There are three layers to cloud computing; at the bottom is the foundation, this is the infrastructure. The infrastructure is the initial step where people begin to build; this is where cloud hosting lives.
So, as an example, say you own a company based online. In the beginning you’ll have few interactions between users, but as your company grows you’ll notice an increase in users, and a decrease in storage space.
As you start to have higher traffic volumes you may see a decrease in performance. In past times, people have turned to dedicated servers. Basically, this is where you buy or rent a physical server, every time you need more space you buy, or rent, another one.

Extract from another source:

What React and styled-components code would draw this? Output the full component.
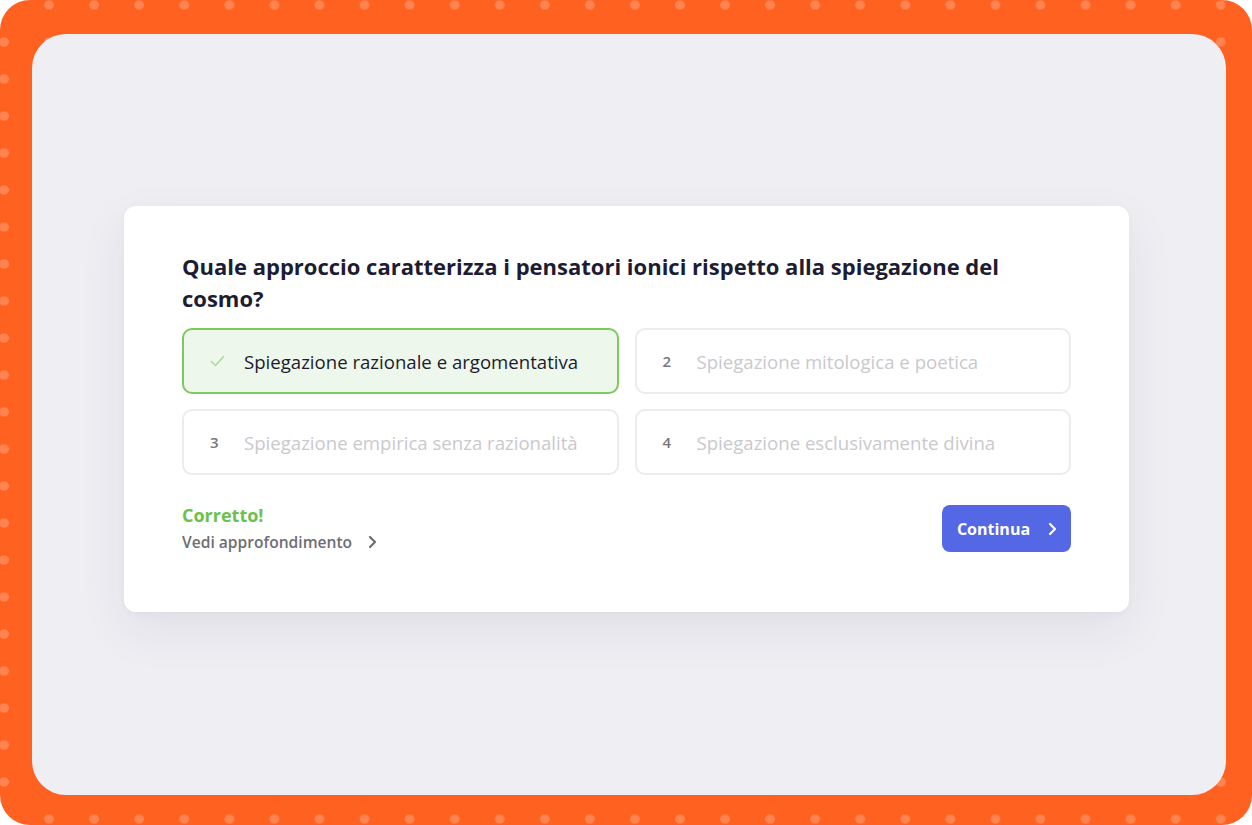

The problem with this solution is cost and amount of time you lose in the set up process, plus– whenever you run out of space you need to go out and buy another server.
With your main focus being to grow your company, this solution obviously doesn’t seem like the best fit. It’s sucking money and time that could be better spent increasing customer satisfaction, and improving upon your product.
This is where cloud computing comes in. By hosting in the cloud you have access to your information when you need it, higher performance, and no waiting to create servers.
With cloud hosting you put your data on a single digital server, just like you would a dedicated server. This digital server allows you to connect from anywhere, store any data needed, and increase the size of your server whenever you need to. And, if you have a sudden decrease in traffic you can decrease the size, saving you money.
When working with the cloud, there is no physical server for you to actually touch (although there is one located in one of the provider’s data centers, it’s something that you will not be working with). Instead, you’re able to remotely access your server from your computer, tablet, or smart phone—anywhere with a secure connection and Internet access. One of the major benefits to using a cloud server is this remote scalability. Because you have just digital space to manage, you can increase or decrease the size to fit your needs at a moments notice.
Working with cloud hosting is an easy solution to your performance and storage needs. Not only will you be able to decrease costs but you also will have less (to no) fear of down time.
What do you think? What have your experiences been when working in the cloud?